Data visualization functions
Click to see the list of functions
Techniques Utilized: functions groupby(), .agg(),, .pivot_table(), for grouping data, unstack(), .melt(), sort_values() to prepare them for visualization. Seaborn and matlplotlib.pyplot libraries, barplot and histplots for data visualization
Example of functions we have used
- Grouped_month_hemisphere(df) - Analyzes shark activity by month and hemisphere. It groups data using groupby()and counts occurrences with .size(). The unstack() method pivots the DataFrame to create columns for each hemisphere, while .fillna(0) and .astype(int) ensure no missing values. The DataFrame is sorted and reshaped using .melt() for visualization, culminating in a bar plot via sns.barplot().
- Visualize_activity_sex_group() function compares shark incident activities by gender. It groups data using groupby() and counts cases, sorting them by frequency. The DataFrame is reshaped for clarity with .melt(), and a bar chart is plotted using sns.barplot() for straightforward comparison.
- Grouped_decade_incidents(df) analyzes shark incidents by decade, focusing on data from 1920 to 2010. It groups incidents using groupby() to count occurrences and visualizes the frequency of shark attacks per decade with sns.barplot(), revealing long-term trends.

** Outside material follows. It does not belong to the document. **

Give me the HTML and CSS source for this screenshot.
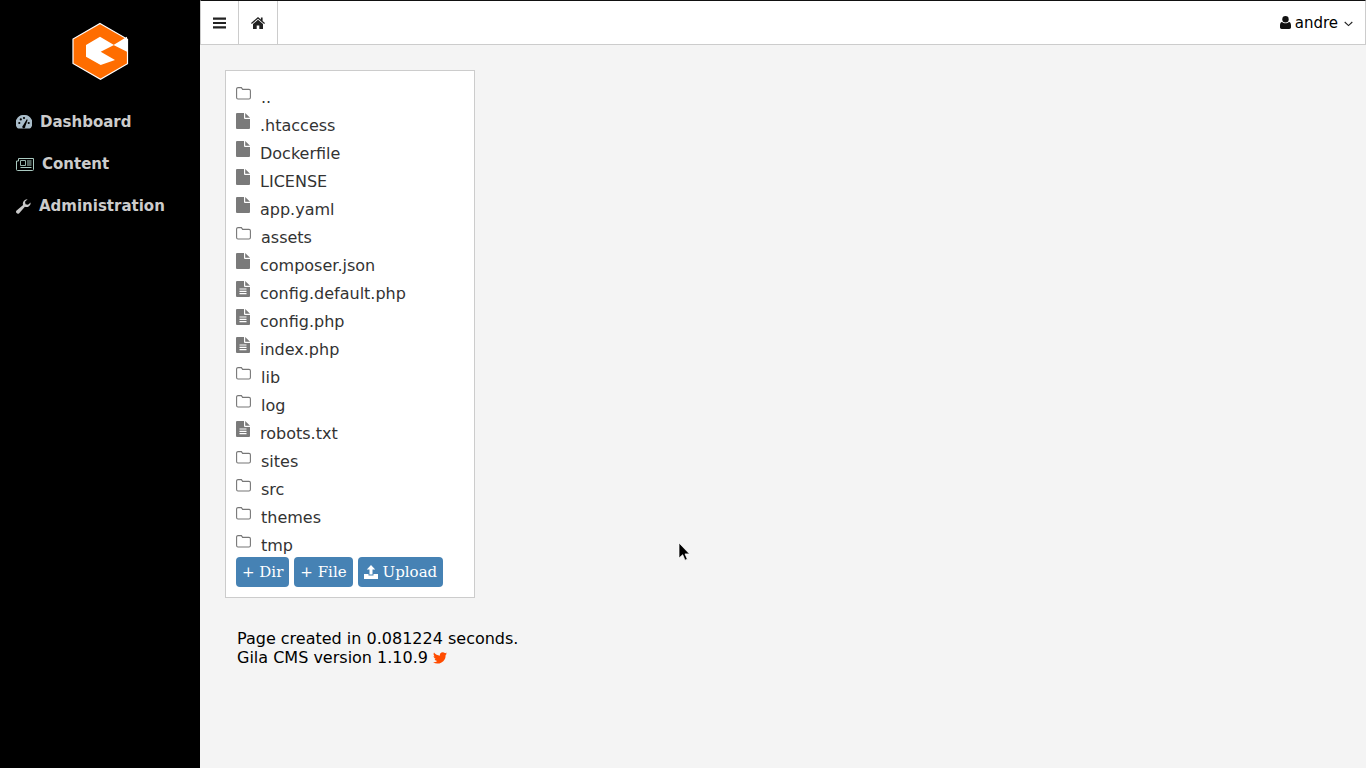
FILE: index.html
```html
<!DOCTYPE html>
<html>

<head>
    <title>Gila CMS - File Manager</title>
    <link rel="stylesheet" href="styles.css">
</head>

<body>
    <svg class="defs" width="0" height="0">
        <symbol id="i-folder" viewBox="0 0 15 13">
            <path d="M2 .6h3.400l1.200 1.800H13a1.400 1.400 0 0 1 1.400 1.400v6.800A1.400 1.400 0 0 1 13 12H2A1.400 1.400 0 0 1 .6 10.600V2A1.400 1.400 0 0 1 2 .6z" fill="none" stroke="currentColor" stroke-width="1.100" />
        </symbol>
        <symbol id="i-file" viewBox="0 0 14 16">
            <path d="M1 0h7v5a1 1 0 0 0 1 1h5v9a1 1 0 0 1-1 1H1a1 1 0 0 1-1-1V1a1 1 0 0 1 1-1z" fill="currentColor" />
            <path d="M9.200 0L14 4.800H9.200z" fill="currentColor" />
        </symbol>
        <symbol id="i-text" viewBox="0 0 14 16">
            <path d="M1 0h7v5a1 1 0 0 0 1 1h5v9a1 1 0 0 1-1 1H1a1 1 0 0 1-1-1V1a1 1 0 0 1 1-1z" fill="currentColor" />
            <path d="M9.200 0L14 4.800H9.200z" fill="currentColor" />
            <path d="M3.500 7.500h7v1.100h-7zM3.500 9.800h7v1.100h-7zM3.500 12.100h7v1.100h-7z" fill="#fff" />
        </symbol>
    </svg>

    <aside class="sidebar">
        <div class="logo">
            <svg width="60" height="60" viewBox="70 21 60 60">
                <path d="M100 23.500l27.500 15.800v24.400l-27 15.500-27.500-15.700V39z" fill="#ff6d00" stroke="#fff" stroke-width="1.200" />
                <path d="M86 45l14-8.300 14 8.300-13.300 6.700L115 60l-14.300 5L86 56.700z" fill="#fff" />
                <path d="M127 36.700L113.500 45l13.500 6.700z" fill="#fff" />
            </svg>
        </div>
        <nav class="side-menu">
            <a class="side-link" href="#">
                <svg class="side-icon" width="16" height="14" viewBox="0 0 16 14">
                    <path d="M8 0a8 8 0 0 0-6.900 12.700c.3.500.8.800 1.400.800h11c.6 0 1.100-.3 1.400-.8A8 8 0 0 0 8 0z" fill="#a9bcc9" />
                    <circle cx="3.300" cy="8" r="1.100" fill="#000" />
                    <circle cx="4.800" cy="4.400" r="1.100" fill="#000" />
                    <circle cx="8" cy="3" r="1.100" fill="#000" />
                    <circle cx="12.700" cy="8" r="1.100" fill="#000" />
                    <path d="M7 10.500L10.800 4.300l.9.400L9.300 11.500A1.500 1.500 0 1 1 7 10.500z" fill="#000" />
                </svg>
                <span>Dashboard</span>
            </a>
            <a class="side-link" href="#">
                <svg class="side-icon" width="18" height="13" viewBox="0 0 18 13">
                    <path d="M2.500.5h15v11a1 1 0 0 1-1 1h-15a1 1 0 0 1-1-1V3H2.500z" fill="none" stroke="#a9c9c0" />
                    <path d="M4.500 2.500h5v5h-5z" fill="none" stroke="#a9c9c0" stroke-width=".9" />
                    <path d="M11 2.500h4.500v1H11zM11 4.500h4.500v1H11zM11 6.500h4.500v1H11zM4.500 9h11v1h-11z" fill="#a9c9c0" />
                </svg>
                <span>Content</span>
            </a>
            <a class="side-link" href="#">
                <svg class="side-icon" width="15" height="15" viewBox="0 0 15 15">
                    <path d="M14.700 3.500a4.300 4.300 0 0 1-5.800 4.300L3.200 14.200a1.800 1.800 0 0 1-2.600-.1 1.800 1.800 0 0 1 0-2.500l6.500-5.600A4.300 4.300 0 0 1 11.600.3L9 2.800l.5 2.400 2.500.6z" fill="#c9c9c9" />
                </svg>
                <span>Administration</span>
            </a>
        </nav>
    </aside>

    <div class="main">
        <header class="topbar">
            <a class="top-btn top-btn--menu" href="#">
                <svg width="13" height="12" viewBox="0 0 13 12">
                    <path d="M0 .5h13v2.200H0zM0 4.900h13v2.200H0zM0 9.300h13v2.200H0z" fill="#222" />
                </svg>
            </a>
            <a class="top-btn" href="#">
                <svg width="14" height="12" viewBox="0 0 14 12">
                    <path d="M7 0L0 6l.8.900L7 1.700l6.200 5.200L14 6l-2.400-2V.6H9.900v2zM7 2.800L2 7v5h3.700V8.500h2.600V12H12V7z" fill="#222" />
                </svg>
            </a>
            <div class="user-menu">
                <svg class="user-icon" width="11" height="13" viewBox="0 0 11 13">
                    <circle cx="5.500" cy="3.300" r="3.200" fill="#111" />
                    <path d="M2 6c1 .9 2.200 1.300 3.500 1.300S8 6.900 9 6c1.300.2 2 1.500 2 3.500v1.800c0 .9-.7 1.700-1.700 1.700H1.700C.7 13 0 12.200 0 11.300V9.500C0 7.500.7 6.200 2 6z" fill="#111" />
                </svg>
                <span>andre</span>
                <svg class="caret" width="9" height="6" viewBox="0 0 9 6">
                    <path d="M.7 1l3.800 3.600L8.300 1" fill="none" stroke="#222" stroke-width="1.100" />
                </svg>
            </div>
        </header>

        <main class="content">
            <section class="panel">
                <ul class="file-list">
                    <li class="file-row file-row--dir"><svg class="file-icon file-icon--dir"><use href="#i-folder" /></svg><a href="#">..</a></li>
                    <li class="file-row"><svg class="file-icon"><use href="#i-file" /></svg><a href="#">.htaccess</a></li>
                    <li class="file-row"><svg class="file-icon"><use href="#i-file" /></svg><a href="#">Dockerfile</a></li>
                    <li class="file-row"><svg class="file-icon"><use href="#i-file" /></svg><a href="#">LICENSE</a></li>
                    <li class="file-row"><svg class="file-icon"><use href="#i-file" /></svg><a href="#">app.yaml</a></li>
                    <li class="file-row file-row--dir"><svg class="file-icon file-icon--dir"><use href="#i-folder" /></svg><a href="#">assets</a></li>
                    <li class="file-row"><svg class="file-icon"><use href="#i-file" /></svg><a href="#">composer.json</a></li>
                    <li class="file-row"><svg class="file-icon"><use href="#i-text" /></svg><a href="#">config.default.php</a></li>
                    <li class="file-row"><svg class="file-icon"><use href="#i-text" /></svg><a href="#">config.php</a></li>
                    <li class="file-row"><svg class="file-icon"><use href="#i-text" /></svg><a href="#">index.php</a></li>
                    <li class="file-row file-row--dir"><svg class="file-icon file-icon--dir"><use href="#i-folder" /></svg><a href="#">lib</a></li>
                    <li class="file-row file-row--dir"><svg class="file-icon file-icon--dir"><use href="#i-folder" /></svg><a href="#">log</a></li>
                    <li class="file-row"><svg class="file-icon"><use href="#i-text" /></svg><a href="#">robots.txt</a></li>
                    <li class="file-row file-row--dir"><svg class="file-icon file-icon--dir"><use href="#i-folder" /></svg><a href="#">sites</a></li>
                    <li class="file-row file-row--dir"><svg class="file-icon file-icon--dir"><use href="#i-folder" /></svg><a href="#">src</a></li>
                    <li class="file-row file-row--dir"><svg class="file-icon file-icon--dir"><use href="#i-folder" /></svg><a href="#">themes</a></li>
                    <li class="file-row file-row--dir"><svg class="file-icon file-icon--dir"><use href="#i-folder" /></svg><a href="#">tmp</a></li>
                </ul>
                <div class="actions">
                    <button class="btn">+ Dir</button>
                    <button class="btn">+ File</button>
                    <button class="btn">
                        <svg class="btn-icon" width="14" height="14" viewBox="0 0 14 14">
                            <path d="M7 0l4.200 4.500H8.500v5h-3v-5H2.800z" fill="#fff" />
                            <path d="M0 9h4.500v1.500h5V9H14v5H0z" fill="#fff" />
                        </svg>
                        Upload
                    </button>
                </div>
            </section>

            <footer class="page-info">
                <div>Page created in 0.081224 seconds.</div>
                <div>Gila CMS version 1.10.9
                    <svg class="twitter" width="14" height="12" viewBox="0 0 14 12">
                        <path d="M14 1.500c-.5.200-1 .400-1.600.500.600-.400 1-.900 1.200-1.600-.5.300-1.100.600-1.800.700A2.900 2.900 0 0 0 6.900 3.700C4.500 3.600 2.400 2.400 1 .6c-.8 1.300-.4 3 .9 3.900-.5 0-.9-.1-1.300-.4 0 1.400 1 2.600 2.300 2.900-.4.100-.9.100-1.300 0 .4 1.200 1.500 2 2.700 2A5.800 5.800 0 0 1 0 10.200 8.200 8.200 0 0 0 12.600 3c.6-.4 1-.9 1.400-1.500z" fill="#ff4c00" />
                    </svg>
                </div>
            </footer>
        </main>
    </div>

    <svg class="cursor" width="14" height="20" viewBox="0 0 14 20">
        <path d="M1 1v15l3.700-3.300 2.300 5.500 2.300-1-2.300-5.300H11.500z" fill="#000" stroke="#fff" stroke-width=".7" />
    </svg>
</body>

</html>
```

FILE: styles.css
```css
body {
    margin: 0;
    height: 100vh;
    display: flex;
    overflow: hidden;
    background-color: #f4f4f4;
    color: #000;
    font-family: "DejaVu Sans", sans-serif;
    font-size: 16px;
}

a {
    text-decoration: none;
}

.defs {
    position: absolute;
}

.sidebar {
    width: 200px;
    flex-shrink: 0;
    background-color: #000;
}

.logo {
    display: flex;
    justify-content: center;
    padding-top: 21px;
}

.logo svg {
    display: block;
}

.side-menu {
    display: flex;
    flex-direction: column;
    padding-top: 20px;
}

.side-link {
    display: flex;
    align-items: center;
    gap: 8px;
    height: 42px;
    padding-left: 16px;
    color: #ccc;
    font-size: 15px;
    font-weight: bold;
}

.main {
    flex: 1;
    min-width: 0;
}

.topbar {
    height: 43px;
    display: flex;
    background-color: #fff;
    border: 1px solid #ccc;
    border-top-color: #111;
}

.top-btn {
    width: 38px;
    display: flex;
    align-items: center;
    justify-content: center;
    border-right: 1px solid #ccc;
}

.top-btn--menu {
    width: 37px;
}

.user-menu {
    margin-left: auto;
    display: flex;
    align-items: center;
    gap: 5px;
    padding-right: 12px;
    font-size: 15px;
}

.user-menu span {
    margin-left: -1px;
    margin-right: 1px;
}

.caret {
    margin-top: 2px;
}

.content {
    padding: 25px 25px 0;
}

.panel {
    box-sizing: border-box;
    width: 250px;
    height: 528px;
    padding: 10px;
    background-color: #fff;
    border: 1px solid #ccc;
}

.file-list {
    list-style: none;
    margin: 0;
    padding: 0;
    height: 476px;
    overflow: hidden;
}

.file-row {
    height: 28px;
    display: flex;
    align-items: center;
    gap: 10px;
    padding-top: 4px;
    box-sizing: border-box;
}

.file-row a {
    color: #333;
}

.file-icon {
    width: 14px;
    height: 16px;
    color: #7a7a7a;
    margin-top: -9px;
}

.file-icon--dir {
    width: 15px;
    height: 13px;
    color: #777;
    margin-top: -8px;
}

.actions {
    display: flex;
    gap: 5px;
}

.btn {
    height: 30px;
    padding: 0 6px;
    display: flex;
    align-items: center;
    gap: 5px;
    background-color: #4682b4;
    color: #fff;
    border: none;
    border-radius: 4px;
    font-family: "DejaVu Serif", serif;
    font-size: 15px;
}

.page-info {
    padding: 31px 12px 0;
    line-height: 19px;
}

.twitter {
    vertical-align: -1px;
}

.cursor {
    position: absolute;
    left: 678px;
    top: 542px;
}
```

- grouped_activity_year code filters shark incident data for decades between 1920 and 2010, focusing on provoked and unprovoked types. It then groups the data by decade and type, counting incidents.
Results
Most shark attacks occurred during warmer months depending on the hemisphere. Surfing and Swimming are at the top of the most dangerous activities. While USA has the most shark attack incidents, Australia has the most fatal incidents recorded. Significant decline in the percentage of fatal shark attacks, dropping from over 60% in the early 1900s to around 5.66% in the 2010 The reported number of shark attacks has significantly increased over the last 100 years, however, this is likely due to increased reporting and increased global population.